• _Description of the task_
Reproduce exactly, with no pictures, each line from the opening of the material down through the line containing "const emptySlots = 3".

* * *

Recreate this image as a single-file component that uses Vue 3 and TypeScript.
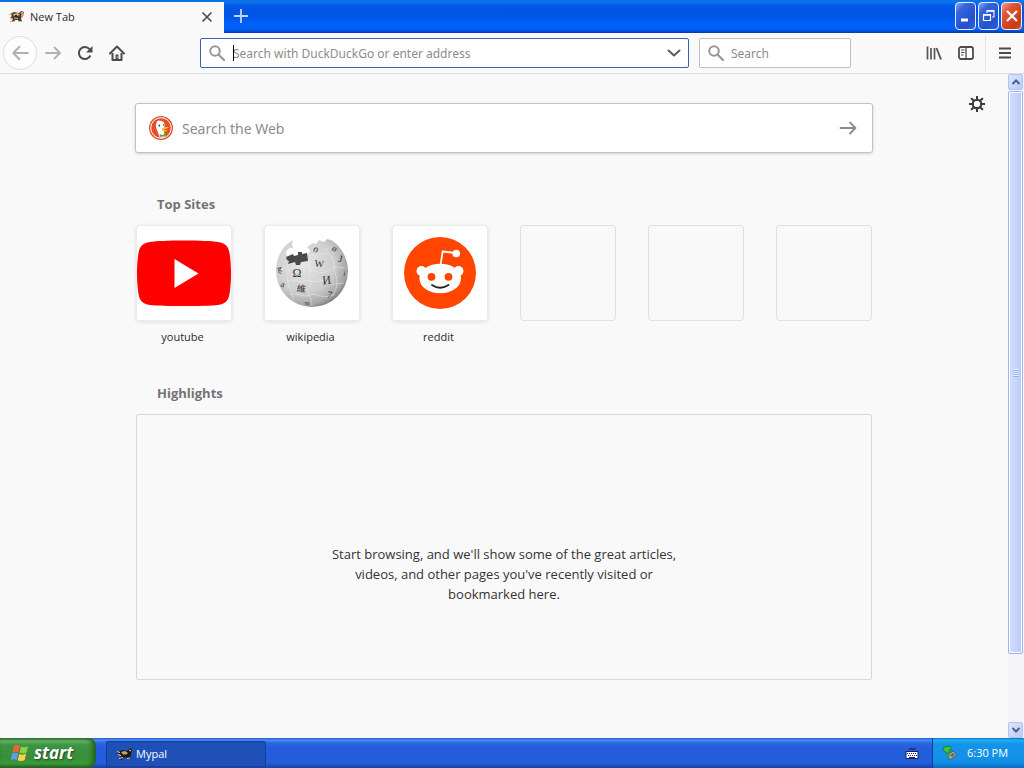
<script setup lang="ts">
import { ref } from 'vue'

interface Site {
  name: string
  icon: 'youtube' | 'wikipedia' | 'reddit'
}

interface Glyph {
  char: string
  x: number
  y: number
  size: number
  turn: number
}

const sites: Site[] = [
  { name: 'youtube', icon: 'youtube' },
  { name: 'wikipedia', icon: 'wikipedia' },
  { name: 'reddit', icon: 'reddit' },
]
const emptySlots = 3

const globeGlyphs: Glyph[] = [
  { char: 'Ω', x: 33, y: 52, size: 12, turn: 0 },
  { char: 'W', x: 55, y: 42, size: 10, turn: 6 },
  { char: 'И', x: 63, y: 59, size: 12, turn: -6 },
  { char: '維', x: 37, y: 67, size: 9, turn: 6 },
  { char: '7', x: 65, y: 73, size: 10, turn: 12 },
  { char: 'ი', x: 51, y: 27, size: 9, turn: 20 },
  { char: 'ø', x: 69, y: 26, size: 9, turn: 35 },
  { char: 'J', x: 76, y: 37, size: 10, turn: 10 },
  { char: 'i', x: 80, y: 51, size: 8, turn: 10 },
  { char: 'ह', x: 16, y: 48, size: 8, turn: -10 },
  { char: 'a', x: 18, y: 62, size: 9, turn: 20 },
  { char: 'm', x: 43, y: 80, size: 6, turn: 5 },
]

const address = ref('')
const quickSearch = ref('')
const webSearch = ref('')
</script>

<template>
  <div class="desktop">
    <header class="titlebar">
      <div class="tab">
        <svg class="tab-icon" viewBox="0 0 16 16" width="16" height="16" aria-hidden="true">
          <path d="M1 5 L5 3 L10 4 L12 2 L15 3 L14 7 L12 9 L13 13 L10 13 L9 11 L6 11 L5 13 L2 13 L4 10 L1 9 L3 7 Z" fill="#4a3f2a" />
          <path d="M4 5 L9 4 L11 6 L8 7 L5 7 Z" fill="#d4ba7c" />
          <path d="M11.500 3 L14.500 3 L14 8 L12.500 9 Z" fill="#dd9077" />
          <path d="M0 6 L3 5 M5 9 L9 9.500 M1 12.500 H5 M10 12.500 H13 M1 9 L4 10" stroke="#cdb47a" />
          <path d="M6 6 h2 v1.500 h-2 z M11 5 h1 v1 h-1 z" fill="#111" />
        </svg>
        <span class="tab-title">New Tab</span>
        <button class="tab-close" aria-label="Close tab">
          <svg viewBox="0 0 16 16" width="16" height="16"><path d="M3.5 3.5 L12.5 12.5 M12.5 3.5 L3.5 12.5" stroke="#4a4a4f" stroke-width="1.6" /></svg>
        </button>
      </div>
      <button class="new-tab" aria-label="New tab">
        <svg viewBox="0 0 16 16" width="16" height="16"><path d="M8 1 V15 M1 8 H15" stroke="#b8d6ff" stroke-width="1.8" /></svg>
      </button>
      <div class="window-buttons">
        <button class="caption" aria-label="Minimize">
          <svg viewBox="0 0 18 26" width="18" height="26"><path d="M4 17 H11" stroke="#fff" stroke-width="3" /></svg>
        </button>
        <button class="caption" aria-label="Restore">
          <svg viewBox="0 0 18 26" width="18" height="26"><path d="M7 10 V7.500 H14 V14 H12" fill="none" stroke="#dfe8ff" stroke-width="1.2" /><path d="M7 8 H14" stroke="#fff" stroke-width="1.600" /><path d="M3.500 11.500 H10.500 V17.500 H3.500 Z" fill="none" stroke="#fff" stroke-width="1.200" /><path d="M3 12 H11" stroke="#fff" stroke-width="1.600" /></svg>
        </button>
        <button class="caption close" aria-label="Close">
          <svg viewBox="0 0 18 26" width="18" height="26"><path d="M4 8 L14 18 M14 8 L4 18" stroke="#fff" stroke-width="2.200" /></svg>
        </button>
      </div>
    </header>

    <nav class="toolbar" aria-label="Navigation">
      <div class="nav-buttons">
        <button class="back" aria-label="Back">
          <svg viewBox="0 0 16 16" width="18" height="18"><path d="M15 8 H2 M7.500 2.500 L2 8 L7.500 13.500" fill="none" stroke="#b1b1b3" stroke-width="1.800" stroke-linecap="round" stroke-linejoin="round" /></svg>
        </button>
        <button class="tool" aria-label="Forward">
          <svg viewBox="0 0 16 16" width="16" height="16"><path d="M1 8 H15 M9.500 2.500 L15 8 L9.500 13.500" fill="none" stroke="#b1b1b3" stroke-width="1.800" stroke-linecap="round" stroke-linejoin="round" /></svg>
        </button>
        <button class="tool" aria-label="Reload">
          <svg viewBox="0 0 16 16" width="16" height="16"><path d="M13.400 10.500 A6 6 0 1 1 12.500 4.200" fill="none" stroke="#4a4a4f" stroke-width="2" /><path d="M15.500 1 V7.500 H9 Z" fill="#4a4a4f" /></svg>
        </button>
        <button class="tool" aria-label="Home">
          <svg viewBox="0 0 16 16" width="16" height="16"><path d="M1 8.500 L8 1.500 L15 8.500" fill="none" stroke="#4a4a4f" stroke-width="2" stroke-linecap="round" stroke-linejoin="round" /><path d="M3.500 8 V15 H12.500 V8" fill="none" stroke="#4a4a4f" stroke-width="2" stroke-linejoin="round" /><path d="M6.500 15 V9.500 H9.500 V15 Z" fill="#4a4a4f" /><path d="M8.200 11.500 v1.200" stroke="#fff" stroke-width="1" /></svg>
        </button>
      </div>

      <label class="field address">
        <svg class="lens" viewBox="0 0 16 16" width="16" height="16" aria-hidden="true"><circle cx="6" cy="6" r="4.800" fill="none" stroke="#98989a" stroke-width="2" /><path d="M9.500 9.500 L15 15" stroke="#98989a" stroke-width="2.200" stroke-linecap="round" /></svg>
        <span class="entry">
          <span class="caret"></span>
          <input v-model="address" type="text" aria-label="Address" placeholder="Search with DuckDuckGo or enter address" />
        </span>
        <button class="drop" aria-label="Show history">
          <svg viewBox="0 0 16 16" width="16" height="16"><path d="M2.500 5.500 L8 10.500 L13.500 5.500" fill="none" stroke="#5a5a5e" stroke-width="2" stroke-linecap="round" stroke-linejoin="round" /></svg>
        </button>
      </label>

      <label class="field quick">
        <svg class="lens" viewBox="0 0 16 16" width="16" height="16" aria-hidden="true"><circle cx="6" cy="6" r="4.800" fill="none" stroke="#98989a" stroke-width="2" /><path d="M9.500 9.500 L15 15" stroke="#98989a" stroke-width="2.200" stroke-linecap="round" /></svg>
        <input v-model="quickSearch" type="text" aria-label="Search" placeholder="Search" />
      </label>

      <div class="tools">
        <button class="tool" aria-label="Library">
          <svg viewBox="0 0 16 16" width="16" height="16"><path d="M1.500 1.500 V14.500 M5 3 V14.500 M8.500 3 V14.500" stroke="#55555a" stroke-width="1.700" /><path d="M10.500 3 L15 14.500" stroke="#55555a" stroke-width="1.900" /></svg>
        </button>
        <button class="tool" aria-label="Sidebars">
          <svg viewBox="0 0 16 16" width="16" height="16"><rect x="1" y="2" width="14" height="12" rx="2" fill="#fff" stroke="#4a4a4f" stroke-width="1.800" /><path d="M8 2 V14" stroke="#4a4a4f" stroke-width="1.300" /><path d="M3 5 H6.500 M3 7.500 H6.500 M3 10 H5.500" stroke="#4a4a4f" /></svg>
        </button>
        <button class="tool menu" aria-label="Open menu">
          <svg viewBox="0 0 16 16" width="16" height="16"><path d="M2 3.500 H14 M2 8 H14 M2 12.500 H14" stroke="#4a4a4f" stroke-width="1.800" /></svg>
        </button>
      </div>
    </nav>

    <div class="viewport">
      <main class="page">
        <button class="prefs" aria-label="Customize page">
          <svg viewBox="0 0 16 16" width="16" height="16"><circle cx="8" cy="8" r="4.300" fill="none" stroke="#3a3a3e" stroke-width="2" /><path d="M8 0.500 V4 M8 12 V15.500 M0.500 8 H4 M12 8 H15.500 M2.700 2.700 L5 5 M11 11 L13.300 13.300 M2.700 13.300 L5 11 M11 5 L13.300 2.700" stroke="#3a3a3e" stroke-width="2" stroke-linecap="round" /></svg>
        </button>
        <div class="column">
          <label class="web-search">
            <svg viewBox="0 0 24 24" width="24" height="24" aria-hidden="true">
              <circle cx="12" cy="12" r="12" fill="#d9502c" />
              <circle cx="12" cy="12" r="10.300" fill="#e24f28" stroke="#fff" stroke-width="1" />
              <path d="M7.500 7 C7.500 4.500 10.500 4 12 5 C15 5 16 8 15.500 10.500 L14.500 14 L16 21 C13 22 11 21.800 10.500 21 L8 14 C6.500 11 6.800 9 7.500 7 Z" fill="#fff" />
              <path d="M13 12 C15 11 18 10.800 20 11.500 C18 12.500 16.500 13.200 14.500 13.500 L18.500 14.500 C17 16 14 15.500 13 14.500 Z" fill="#f8be2d" />
              <circle cx="10.300" cy="9.500" r="0.900" fill="#27415c" />
              <circle cx="14.500" cy="9" r="0.700" fill="#27415c" />
              <path d="M10.500 18 L13 19 L17 17.500 V20.500 L13.500 20.500 L11 21 Z" fill="#61a63e" />
            </svg>
            <input v-model="webSearch" type="text" aria-label="Search the Web" placeholder="Search the Web" />
            <button aria-label="Submit search">
              <svg viewBox="0 0 18 18" width="18" height="18"><path d="M1.500 9 H16.500 M11 3.500 L16.500 9 L11 14.500" fill="none" stroke="#8a8a8c" stroke-width="1.800" stroke-linecap="round" stroke-linejoin="round" /></svg>
            </button>
          </label>

          <section class="top-sites">
            <h2>Top Sites</h2>
            <ul>
              <li v-for="site in sites" :key="site.name">
                <a href="#">
                  <span class="tile">
                    <svg v-if="site.icon === 'youtube'" viewBox="0 0 96 96" aria-hidden="true">
                      <path d="M48 15.500 C64 15.500 76 16 82 17 C89.500 18.200 92.500 21.500 93.500 28 C95.500 40 95.500 57 93.500 69 C92.500 75.500 89.500 79 82 80 C70 81.400 26 81.400 14 80 C6.500 79 3.500 75.500 2.500 69 C0.500 57 0.500 40 2.500 28 C3.500 21.500 6.500 18.200 14 17 C20 16 32 15.500 48 15.500 Z" fill="#fe0000" />
                      <path d="M38.500 34 L62.500 48.500 L38.500 63 Z" fill="#fff" />
                    </svg>
                    <svg v-else-if="site.icon === 'wikipedia'" viewBox="0 0 96 96" aria-hidden="true">
                      <defs>
                        <radialGradient id="globe" cx="0.38" cy="0.36" r="0.72">
                          <stop offset="0" stop-color="#e6e6e6" />
                          <stop offset="0.6" stop-color="#cdcdcd" />
                          <stop offset="0.85" stop-color="#a5a5a5" />
                          <stop offset="1" stop-color="#626262" />
                        </radialGradient>
                      </defs>
                      <path d="M29 15 L26 17 C17 23 12 34 12 46 A36 36 0 0 0 84 46 C84 33 77 21 67 15 L63 14 L60 17 L55 15 L52 19 L49 18 L43 22 L46 26 L43 30 L36 32 L23 32 L22 27 L25 23 L29 23 L28 19 Z" fill="url(#globe)" />
                      <path d="M22 32 L29 29 L30 31 L34 30 L34 27 L38 27 L38 29 L43 28 L44 36 L37 37 L36 40 L32 40 L31 37 L24 39 L25 36 L23 35 Z" fill="#4a4a4a" />
                      <path d="M24 40 C25 46 23 52 24 58 S29 67 29 76 M45 37 C44 43 48 45 46 50 S49 57 45 62 48 72 48 81 M62 23 C64 30 70 32 70 40 S75 55 72 63 L69 71 M13 45 L20 43 23 45 M24 57 C31 54 35 58 41 56 S50 59 56 56 65 61 71 59 L80 58 M47 45 C53 46 55 49 61 47 S67 42 71 42 L80 43 M26 70 C34 67 40 73 46 70 S58 75 69 70 M45 30 L52 31 54 28 63 29" fill="none" stroke="#ececec" stroke-width="0.5" />
                      <text v-for="g in globeGlyphs" :key="g.char" :x="g.x" :y="g.y" :font-size="g.size" :transform="`rotate(${g.turn} ${g.x} ${g.y})`" text-anchor="middle" class="glyph">{{ g.char }}</text>
                    </svg>
                    <svg v-else viewBox="0 0 96 96" aria-hidden="true">
                      <circle cx="48" cy="48" r="36" fill="#ff4500" />
                      <path d="M48.500 40 L50.700 26.500 L64 28" fill="none" stroke="#fff" stroke-width="1.800" stroke-linejoin="round" />
                      <circle cx="64.300" cy="28.500" r="3.800" fill="#fff" />
                      <circle cx="29.500" cy="46" r="5" fill="#fff" />
                      <circle cx="66.500" cy="46" r="5" fill="#fff" />
                      <ellipse cx="48.200" cy="53.500" rx="20.800" ry="14.800" fill="#fff" />
                      <circle cx="39.500" cy="51.800" r="3.900" fill="#ff4500" />
                      <circle cx="56.500" cy="51.800" r="3.900" fill="#ff4500" />
                      <path d="M40 60 Q48 65.500 56.500 60" fill="none" stroke="#222" stroke-width="1.800" stroke-linecap="round" />
                    </svg>
                  </span>
                  <span class="site-name">{{ site.name }}</span>
                </a>
              </li>
              <li v-for="n in emptySlots" :key="n"><span class="tile empty"></span></li>
            </ul>
          </section>

          <section class="highlights">
            <h2>Highlights</h2>
            <div class="empty-state">
              <p>Start browsing, and we'll show some of the great articles, videos, and other pages you've recently visited or bookmarked here.</p>
            </div>
          </section>
        </div>
      </main>

      <div class="scrollbar">
        <button class="scroll-btn" aria-label="Scroll up">
          <svg viewBox="0 0 10 10" width="10" height="10"><path d="M1.500 7 L5 3.500 L8.500 7" fill="none" stroke="#4d6185" stroke-width="2" /></svg>
        </button>
        <div class="track"><div class="thumb"><i></i></div></div>
        <button class="scroll-btn" aria-label="Scroll down">
          <svg viewBox="0 0 10 10" width="10" height="10"><path d="M1.500 3 L5 6.500 L8.500 3" fill="none" stroke="#4d6185" stroke-width="2" /></svg>
        </button>
      </div>
    </div>

    <footer class="taskbar">
      <button class="start">
        <svg viewBox="0 0 20 20" width="20" height="20" aria-hidden="true">
          <path d="M4 3 C6 1.500 8 1.800 10 3 L8.500 9.500 C6.500 8.500 4.500 8.500 2.500 9.500 Z" fill="#f0622f" />
          <path d="M11 3.500 C13 4.500 15.500 4.500 18 3 L16.500 9.500 C14 11 11.500 10.500 9.500 9.800 Z" fill="#8bd14a" />
          <path d="M2.200 10.500 C4.200 9.500 6.200 9.500 8.200 10.500 L6.700 17 C4.700 16 2.700 16 0.700 17 Z" fill="#5b9bf2" />
          <path d="M9.200 11 C11.200 12 13.700 12 16.200 10.500 L14.700 17 C12.200 18.500 9.700 18.200 7.700 17.200 Z" fill="#ffd23f" />
        </svg>
        <span>start</span>
      </button>
      <button class="task">
        <svg viewBox="0 0 16 16" width="16" height="16" aria-hidden="true">
          <path d="M0 5 L3 5 L6 4 L10 5 L13 2 L15 4 L14 9 L13 13 L10 13 L9 11 L6 12 L5 14 L2 13 L4 10 L1 8 Z" fill="#1d1a18" />
          <path d="M4 6 L8 5 L11 7 L9 8.500 L6 8.500 Z" fill="#c3a570" />
          <path d="M0 5.500 L3 6.500 M12 4 L14 5 M2 12.500 L6 11.500 M10 12.500 L13 12 M1 8.500 L4 9.500" stroke="#f4dfae" />
        </svg>
        <span>Mypal</span>
      </button>
      <div class="tray-gap">
        <svg viewBox="0 0 14 14" width="14" height="14" aria-label="Keyboard" role="img">
          <path d="M4 4 Q5 1.500 7 3 T11 1.500" fill="none" stroke="#141a40" />
          <path d="M1 5.500 H13 V12.500 H1 Z" fill="#fff" stroke="#1a2350" />
          <path d="M2 7.500 H12 M3 9.500 H12" stroke="#1a2350" stroke-dasharray="1 1" />
          <path d="M4 11.500 H10" stroke="#1a2350" />
        </svg>
      </div>
      <div class="tray">
        <svg viewBox="0 0 16 16" width="16" height="16" aria-label="Safely remove hardware" role="img">
          <path d="M2 2 L8 1 L10 4 L7 5 L8 8 L5 8 L1 5 Z" fill="#3fc63c" stroke="#167a26" stroke-width="0.800" />
          <path d="M5 10 L11 6 L15 10 L8 15 Z" fill="#9fa7ad" stroke="#4d565e" stroke-width="0.900" />
          <path d="M8 10 L11 8 L13 10 L10 12 Z" fill="#5f6a72" />
          <path d="M5 8 L8 10 L6 13 L4 10 Z" fill="#2f9e35" />
        </svg>
        <time>6:30 PM</time>
      </div>
    </footer>
  </div>
</template>

<style>
html,
body {
  margin: 0;
  height: 100%;
  overflow: hidden;
}
</style>

<style scoped>
.desktop {
  display: flex;
  flex-direction: column;
  height: 100vh;
  background: #f9f9f9;
  color: #2a2a2e;
  font: 12px/20px "Noto Sans", "Open Sans", sans-serif;
}
* {
  box-sizing: border-box;
}
button {
  display: flex;
  align-items: center;
  justify-content: center;
  flex: none;
  padding: 0;
  border: 0;
  background: none;
  color: inherit;
  font: inherit;
}
svg {
  display: block;
  flex: none;
}
input {
  flex: 1;
  width: 100%;
  min-width: 0;
  padding: 2px 0 0;
  border: 0;
  outline: 0;
  background: none;
  color: #2a2a2e;
  font: inherit;
}
input::placeholder {
  color: #8c8c8e;
  opacity: 1;
}

.titlebar {
  display: flex;
  flex: none;
  height: 33px;
  padding-top: 2px;
  background: linear-gradient(#0a73ec 0, #0a73ec 2px, #0358e8 6px, #0054e3 14px, #0061fb 26px, #0060f8 29px, #003cae 33px);
}
.tab {
  display: flex;
  align-items: center;
  width: 224px;
  padding: 0 9px 1px;
  background: #f9f9f9;
  font: 11px/20px "Open Sans", "Noto Sans", sans-serif;
}
.tab-title {
  flex: 1;
  padding-left: 5px;
}
.new-tab {
  width: 33px;
  padding-bottom: 3px;
}
.window-buttons {
  display: flex;
  gap: 2px;
  margin-left: auto;
  padding-right: 2px;
}
.caption {
  width: 21px;
  height: 28px;
  border: 1px solid #e6eeff;
  border-radius: 4px;
  background: linear-gradient(135deg, #8ba8f3 0, #3565dd 25%, #2350cd 70%, #2a63e6 100%);
}
.caption.close {
  background: linear-gradient(135deg, #f0a18c 0, #df5434 30%, #c93b16 80%, #d85c34 100%);
}

.toolbar {
  display: flex;
  align-items: center;
  flex: none;
  height: 41px;
  border-bottom: 1px solid #dcdcdd;
  background: #f9f9f9;
}
.nav-buttons {
  display: flex;
  align-items: center;
  width: 200px;
  padding-left: 3px;
}
.back {
  width: 34px;
  height: 34px;
  border: 1px solid #dcdcde;
  border-radius: 50%;
  background: #fdfdfd;
}
.tool {
  width: 32px;
  height: 32px;
}
.field {
  display: flex;
  align-items: center;
  height: 30px;
  border: 1px solid #bfbfc2;
  border-radius: 2px;
  background: #fff;
}
.lens {
  margin: 0 8px;
}
.address {
  flex: 1;
  border-color: #3565b0;
}
.entry {
  position: relative;
  display: flex;
  flex: 1;
}
.caret {
  position: absolute;
  top: 3px;
  left: 0;
  width: 1px;
  height: 16px;
  background: #000;
}
.drop {
  width: 28px;
  height: 28px;
}
.quick {
  width: 152px;
  margin-left: 10px;
}
.quick .lens {
  margin-right: 7px;
}
.tools {
  display: flex;
  align-items: center;
  margin-left: 67px;
}
.menu {
  width: 39px;
  height: 36px;
  margin-left: 3px;
  padding-right: 1px;
  border-left: 1px solid #e4e4e5;
}

.viewport {
  display: flex;
  flex: 1;
  min-height: 0;
}
.page {
  position: relative;
  flex: 1;
  overflow: hidden;
}
.prefs {
  position: absolute;
  top: 22px;
  right: 23px;
  width: 16px;
  height: 16px;
}
.column {
  width: 738px;
  max-width: 100%;
  margin: 0 auto;
  padding-top: 29px;
}
.web-search {
  display: flex;
  align-items: center;
  height: 50px;
  padding: 0 15px 0 13px;
  border: 1px solid #c3c3c4;
  border-radius: 3px;
  background: #fff;
  box-shadow: 0 1px 3px rgba(0, 0, 0, 0.16);
  font-size: 14px;
}
.web-search input {
  margin-left: 9px;
}
section {
  padding: 0 1px;
}
h2 {
  margin: 0;
  padding-left: 21px;
  color: #737375;
  font: bold 13px/20px "Open Sans", "Noto Sans", sans-serif;
}
.top-sites {
  margin-top: 41px;
}
ul {
  display: flex;
  justify-content: space-between;
  margin: 11px 0 0;
  padding: 0;
  list-style: none;
}
li {
  width: 96px;
}
a {
  color: #2a2a2e;
  text-decoration: none;
}
.tile {
  display: block;
  height: 96px;
  border-radius: 4px;
  background: #fff;
  box-shadow: 0 0 0 1px #ececed inset, 0 1px 4px rgba(0, 0, 0, 0.12);
}
.tile.empty {
  background: none;
  box-shadow: 0 0 0 1px #e1e1e2 inset;
}
.glyph {
  fill: #333;
  font-family: "Liberation Serif", "DejaVu Serif", "Noto Sans CJK TC", serif;
}
.site-name {
  display: block;
  padding: 6px 3px 0 0;
  font: 11px/20px "Open Sans", "Noto Sans", sans-serif;
  text-align: center;
}
.highlights {
  margin-top: 36px;
}
.empty-state {
  display: flex;
  align-items: center;
  justify-content: center;
  height: 266px;
  margin-top: 11px;
  padding-top: 53px;
  border: 1px solid #d9d9da;
  border-radius: 2px;
}
.empty-state p {
  width: 350px;
  margin: 0;
  color: #333336;
  font: 13px/20px "Open Sans", "Noto Sans", sans-serif;
  text-align: center;
}

.scrollbar {
  display: flex;
  flex-direction: column;
  width: 16px;
  background: #f5f5f9;
}
.scroll-btn {
  width: 15px;
  height: 16px;
  border: 1px solid #b2c2f2;
  border-radius: 2px;
  background: linear-gradient(135deg, #dde6ff, #b9cbf8);
}
.track {
  flex: 1;
  padding-top: 1px;
}
.thumb {
  display: flex;
  align-items: center;
  justify-content: center;
  width: 15px;
  height: 89.3%;
  border: 1px solid #9fb5ec;
  border-radius: 2px;
  background: linear-gradient(90deg, #d3deff, #c4d2fd 60%, #b6c8f7);
  box-shadow: 0 0 0 1px #fff inset;
}
.thumb i {
  width: 6px;
  height: 8px;
  background: repeating-linear-gradient(#eef4ff 0, #eef4ff 1px, #8cb0f8 1px, #8cb0f8 2px);
}

.taskbar {
  display: flex;
  flex: none;
  height: 30px;
  background: linear-gradient(#2458c8 0, #4a8cf5 2px, #2b66e2 5px, #245cdc 10px, #245edb 25px, #1941a5 30px);
  color: #fff;
  font: 11px/20px "Open Sans", "Noto Sans", sans-serif;
}
.start {
  justify-content: flex-start;
  width: 96px;
  padding-left: 10px;
  border-radius: 0 8px 8px 0;
  background: linear-gradient(#2f7a30 0, #6db86b 3px, #3d9440 7px, #388e39 20px, #3b9a3c 26px, #256526 30px);
  box-shadow: -3px 0 5px #1f5a20 inset;
  font: italic bold 17px/24px "Open Sans", "Noto Sans", sans-serif;
  text-shadow: 1px 1px 2px #1d4a1e;
}
.start span {
  padding-left: 4px;
}
.task {
  justify-content: flex-start;
  gap: 3px;
  width: 160px;
  height: 26px;
  margin: 3px 0 0 10px;
  padding-left: 10px;
  border: 1px solid #173f99;
  border-radius: 2px;
  background: #1e50b8;
}
.tray-gap {
  display: flex;
  align-items: center;
  margin-left: auto;
  padding-right: 13px;
}
.tray {
  display: flex;
  align-items: center;
  gap: 9px;
  width: 92px;
  padding-left: 9px;
  border-left: 1px solid #0c3f9c;
  background: linear-gradient(#0f6fc8 0, #1fb0f4 2px, #1494e8 6px, #1290e8 24px, #0d6bc2 30px);
}
</style>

* * *

• _Problem solution_
Recreate this image as a single-file component that uses Vue 3 and TypeScript.
<script setup lang="ts">
import { ref } from 'vue'

interface Site {
  name: string
  icon: 'youtube' | 'wikipedia' | 'reddit'
}

interface Glyph {
  char: string
  x: number
  y: number
  size: number
  turn: number
}

const sites: Site[] = [
  { name: 'youtube', icon: 'youtube' },
  { name: 'wikipedia', icon: 'wikipedia' },
  { name: 'reddit', icon: 'reddit' },
]
const emptySlots = 3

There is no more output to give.